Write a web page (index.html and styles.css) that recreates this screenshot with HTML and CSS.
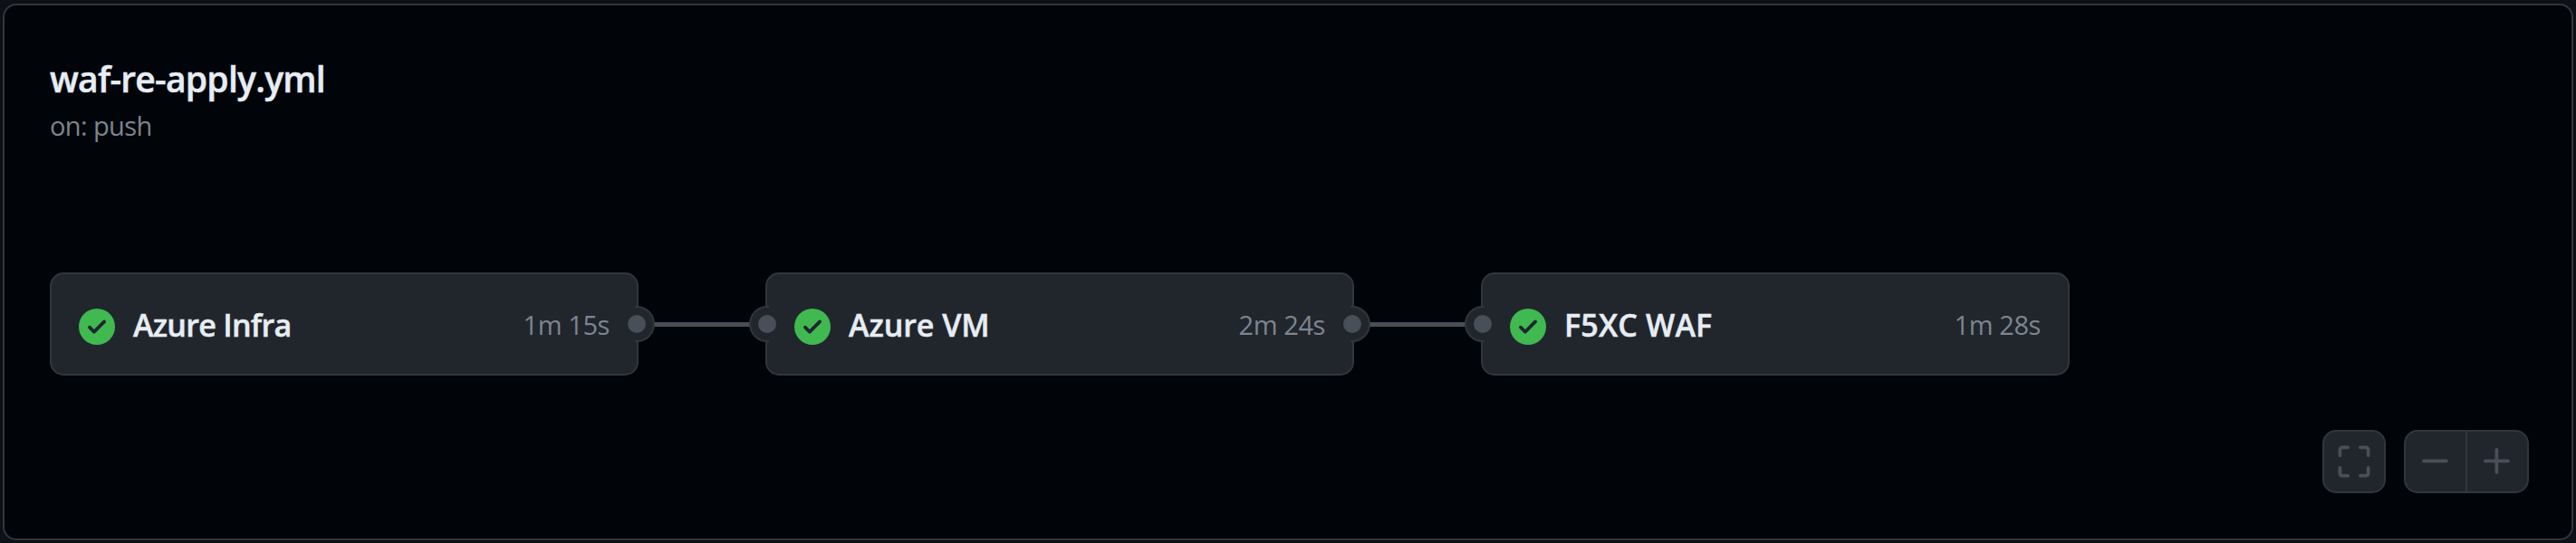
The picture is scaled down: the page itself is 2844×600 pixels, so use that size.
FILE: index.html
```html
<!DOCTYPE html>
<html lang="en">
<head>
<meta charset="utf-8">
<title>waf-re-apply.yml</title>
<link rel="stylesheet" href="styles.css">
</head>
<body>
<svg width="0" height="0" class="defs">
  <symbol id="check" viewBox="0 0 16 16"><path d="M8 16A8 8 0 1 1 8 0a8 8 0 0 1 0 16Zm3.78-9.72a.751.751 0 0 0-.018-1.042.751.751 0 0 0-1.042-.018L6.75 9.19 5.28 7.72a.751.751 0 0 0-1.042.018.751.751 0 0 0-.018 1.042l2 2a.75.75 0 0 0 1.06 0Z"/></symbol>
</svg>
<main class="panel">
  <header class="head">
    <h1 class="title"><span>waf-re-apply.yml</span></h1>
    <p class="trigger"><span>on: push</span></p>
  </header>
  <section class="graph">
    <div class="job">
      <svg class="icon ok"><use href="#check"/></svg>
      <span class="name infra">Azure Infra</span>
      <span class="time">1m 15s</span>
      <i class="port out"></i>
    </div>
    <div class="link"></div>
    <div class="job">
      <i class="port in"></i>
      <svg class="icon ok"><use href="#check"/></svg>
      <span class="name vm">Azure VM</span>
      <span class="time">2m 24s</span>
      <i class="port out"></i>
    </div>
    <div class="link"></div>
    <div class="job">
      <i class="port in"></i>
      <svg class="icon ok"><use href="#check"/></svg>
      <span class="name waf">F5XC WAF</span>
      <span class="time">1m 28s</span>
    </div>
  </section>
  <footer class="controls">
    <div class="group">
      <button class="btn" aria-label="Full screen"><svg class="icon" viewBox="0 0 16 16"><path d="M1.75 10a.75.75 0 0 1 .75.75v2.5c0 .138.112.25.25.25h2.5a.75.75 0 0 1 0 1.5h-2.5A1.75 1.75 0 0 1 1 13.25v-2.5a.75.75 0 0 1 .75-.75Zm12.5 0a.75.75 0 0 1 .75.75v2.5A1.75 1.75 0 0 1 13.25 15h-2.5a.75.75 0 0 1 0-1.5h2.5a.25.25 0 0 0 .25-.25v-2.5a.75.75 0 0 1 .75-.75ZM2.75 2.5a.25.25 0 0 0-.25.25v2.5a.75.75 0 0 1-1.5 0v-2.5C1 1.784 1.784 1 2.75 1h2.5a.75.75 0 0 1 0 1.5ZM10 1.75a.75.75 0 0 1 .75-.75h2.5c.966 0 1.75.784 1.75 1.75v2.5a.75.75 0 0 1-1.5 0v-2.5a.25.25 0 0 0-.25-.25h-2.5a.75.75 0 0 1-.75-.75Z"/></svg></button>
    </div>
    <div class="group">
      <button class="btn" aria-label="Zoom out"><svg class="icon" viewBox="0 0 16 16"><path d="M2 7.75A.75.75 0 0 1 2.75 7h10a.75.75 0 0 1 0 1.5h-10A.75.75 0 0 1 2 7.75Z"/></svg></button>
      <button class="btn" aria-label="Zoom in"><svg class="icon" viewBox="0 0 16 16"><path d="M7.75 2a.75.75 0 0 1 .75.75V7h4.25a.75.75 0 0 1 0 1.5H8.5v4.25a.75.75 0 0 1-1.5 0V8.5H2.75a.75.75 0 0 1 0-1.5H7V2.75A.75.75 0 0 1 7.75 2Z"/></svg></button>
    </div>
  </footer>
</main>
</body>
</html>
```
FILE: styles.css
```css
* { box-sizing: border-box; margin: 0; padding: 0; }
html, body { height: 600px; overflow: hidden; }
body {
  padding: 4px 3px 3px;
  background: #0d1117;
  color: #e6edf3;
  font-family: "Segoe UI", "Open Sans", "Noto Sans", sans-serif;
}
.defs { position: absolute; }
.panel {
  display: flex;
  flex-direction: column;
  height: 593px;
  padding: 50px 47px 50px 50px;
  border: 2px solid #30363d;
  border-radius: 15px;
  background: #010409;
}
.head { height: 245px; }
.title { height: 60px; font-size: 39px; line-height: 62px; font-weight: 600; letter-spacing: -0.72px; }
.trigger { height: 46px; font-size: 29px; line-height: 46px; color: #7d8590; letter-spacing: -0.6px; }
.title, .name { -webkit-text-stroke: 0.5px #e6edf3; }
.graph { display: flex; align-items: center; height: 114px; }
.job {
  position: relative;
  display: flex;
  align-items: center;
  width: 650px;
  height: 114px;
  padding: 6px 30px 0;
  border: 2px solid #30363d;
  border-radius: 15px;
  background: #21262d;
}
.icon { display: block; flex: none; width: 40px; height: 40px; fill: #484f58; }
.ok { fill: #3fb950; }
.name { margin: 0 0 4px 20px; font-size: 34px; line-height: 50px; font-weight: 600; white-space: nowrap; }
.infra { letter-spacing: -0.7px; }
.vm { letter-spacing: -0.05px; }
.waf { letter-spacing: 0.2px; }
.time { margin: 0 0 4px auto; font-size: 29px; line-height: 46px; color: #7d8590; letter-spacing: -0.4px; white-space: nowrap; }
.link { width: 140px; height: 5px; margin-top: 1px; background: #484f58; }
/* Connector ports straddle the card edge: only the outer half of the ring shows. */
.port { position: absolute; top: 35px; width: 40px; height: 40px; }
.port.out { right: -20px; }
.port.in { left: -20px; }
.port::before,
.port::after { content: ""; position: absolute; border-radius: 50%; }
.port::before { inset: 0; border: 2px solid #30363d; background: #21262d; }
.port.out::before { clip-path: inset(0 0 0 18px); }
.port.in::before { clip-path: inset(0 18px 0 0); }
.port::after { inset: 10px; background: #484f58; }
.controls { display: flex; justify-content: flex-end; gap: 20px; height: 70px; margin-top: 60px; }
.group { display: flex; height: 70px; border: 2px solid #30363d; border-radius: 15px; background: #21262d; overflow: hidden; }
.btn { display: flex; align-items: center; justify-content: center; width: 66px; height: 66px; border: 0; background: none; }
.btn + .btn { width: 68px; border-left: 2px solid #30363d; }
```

-*-*-

### What you should do
Output the material word for word, omitting its pictures.

### Result of the exercise
Write a web page (index.html and styles.css) that recreates this screenshot with HTML and CSS.
The picture is scaled down: the page itself is 2844×600 pixels, so use that size.
FILE: index.html
```html
<!DOCTYPE html>
<html lang="en">
<head>
<meta charset="utf-8">
<title>waf-re-apply.yml</title>
<link rel="stylesheet" href="styles.css">
</head>
<body>
<svg width="0" height="0" class="defs">
  <symbol id="check" viewBox="0 0 16 16"><path d="M8 16A8 8 0 1 1 8 0a8 8 0 0 1 0 16Zm3.78-9.72a.751.751 0 0 0-.018-1.042.751.751 0 0 0-1.042-.018L6.75 9.19 5.28 7.72a.751.751 0 0 0-1.042.018.751.751 0 0 0-.018 1.042l2 2a.75.75 0 0 0 1.06 0Z"/></symbol>
</svg>
<main class="panel">
  <header class="head">
    <h1 class="title"><span>waf-re-apply.yml</span></h1>
    <p class="trigger"><span>on: push</span></p>
  </header>
  <section class="graph">
    <div class="job">
      <svg class="icon ok"><use href="#check"/></svg>
      <span class="name infra">Azure Infra</span>
      <span class="time">1m 15s</span>
      <i class="port out"></i>
    </div>
    <div class="link"></div>
    <div class="job">
      <i class="port in"></i>
      <svg class="icon ok"><use href="#check"/></svg>
      <span class="name vm">Azure VM</span>
      <span class="time">2m 24s</span>
      <i class="port out"></i>
    </div>
    <div class="link"></div>
    <div class="job">
      <i class="port in"></i>
      <svg class="icon ok"><use href="#check"/></svg>
      <span class="name waf">F5XC WAF</span>
      <span class="time">1m 28s</span>
    </div>
  </section>
  <footer class="controls">
    <div class="group">
      <button class="btn" aria-label="Full screen"><svg class="icon" viewBox="0 0 16 16"><path d="M1.75 10a.75.75 0 0 1 .75.75v2.5c0 .138.112.25.25.25h2.5a.75.75 0 0 1 0 1.5h-2.5A1.75 1.75 0 0 1 1 13.25v-2.5a.75.75 0 0 1 .75-.75Zm12.5 0a.75.75 0 0 1 .75.75v2.5A1.75 1.75 0 0 1 13.25 15h-2.5a.75.75 0 0 1 0-1.5h2.5a.25.25 0 0 0 .25-.25v-2.5a.75.75 0 0 1 .75-.75ZM2.75 2.5a.25.25 0 0 0-.25.25v2.5a.75.75 0 0 1-1.5 0v-2.5C1 1.784 1.784 1 2.75 1h2.5a.75.75 0 0 1 0 1.5ZM10 1.75a.75.75 0 0 1 .75-.75h2.5c.966 0 1.75.784 1.75 1.75v2.5a.75.75 0 0 1-1.5 0v-2.5a.25.25 0 0 0-.25-.25h-2.5a.75.75 0 0 1-.75-.75Z"/></svg></button>
    </div>
    <div class="group">
      <button class="btn" aria-label="Zoom out"><svg class="icon" viewBox="0 0 16 16"><path d="M2 7.75A.75.75 0 0 1 2.75 7h10a.75.75 0 0 1 0 1.5h-10A.75.75 0 0 1 2 7.75Z"/></svg></button>
      <button class="btn" aria-label="Zoom in"><svg class="icon" viewBox="0 0 16 16"><path d="M7.75 2a.75.75 0 0 1 .75.75V7h4.25a.75.75 0 0 1 0 1.5H8.5v4.25a.75.75 0 0 1-1.5 0V8.5H2.75a.75.75 0 0 1 0-1.5H7V2.75A.75.75 0 0 1 7.75 2Z"/></svg></button>
    </div>
  </footer>
</main>
</body>
</html>
```
FILE: styles.css
```css
* { box-sizing: border-box; margin: 0; padding: 0; }
html, body { height: 600px; overflow: hidden; }
body {
  padding: 4px 3px 3px;
  background: #0d1117;
  color: #e6edf3;
  font-family: "Segoe UI", "Open Sans", "Noto Sans", sans-serif;
}
.defs { position: absolute; }
.panel {
  display: flex;
  flex-direction: column;
  height: 593px;
  padding: 50px 47px 50px 50px;
  border: 2px solid #30363d;
  border-radius: 15px;
  background: #010409;
}
.head { height: 245px; }
.title { height: 60px; font-size: 39px; line-height: 62px; font-weight: 600; letter-spacing: -0.72px; }
.trigger { height: 46px; font-size: 29px; line-height: 46px; color: #7d8590; letter-spacing: -0.6px; }
.title, .name { -webkit-text-stroke: 0.5px #e6edf3; }
.graph { display: flex; align-items: center; height: 114px; }
.job {
  position: relative;
  display: flex;
  align-items: center;
  width: 650px;
  height: 114px;
  padding: 6px 30px 0;
  border: 2px solid #30363d;
  border-radius: 15px;
  background: #21262d;
}
.icon { display: block; flex: none; width: 40px; height: 40px; fill: #484f58; }
.ok { fill: #3fb950; }
.name { margin: 0 0 4px 20px; font-size: 34px; line-height: 50px; font-weight: 600; white-space: nowrap; }
.infra { letter-spacing: -0.7px; }
.vm { letter-spacing: -0.05px; }
.waf { letter-spacing: 0.2px; }
.time { margin: 0 0 4px auto; font-size: 29px; line-height: 46px; color: #7d8590; letter-spacing: -0.4px; white-space: nowrap; }
.link { width: 140px; height: 5px; margin-top: 1px; background: #484f58; }
/* Connector ports straddle the card edge: only the outer half of the ring shows. */
.port { position: absolute; top: 35px; width: 40px; height: 40px; }
.port.out { right: -20px; }
.port.in { left: -20px; }
.port::before,
.port::after { content: ""; position: absolute; border-radius: 50%; }
.port::before { inset: 0; border: 2px solid #30363d; background: #21262d; }
.port.out::before { clip-path: inset(0 0 0 18px); }
.port.in::before { clip-path: inset(0 18px 0 0); }
.port::after { inset: 10px; background: #484f58; }
.controls { display: flex; justify-content: flex-end; gap: 20px; height: 70px; margin-top: 60px; }
.group { display: flex; height: 70px; border: 2px solid #30363d; border-radius: 15px; background: #21262d; overflow: hidden; }
.btn { display: flex; align-items: center; justify-content: center; width: 66px; height: 66px; border: 0; background: none; }
.btn + .btn { width: 68px; border-left: 2px solid #30363d; }
```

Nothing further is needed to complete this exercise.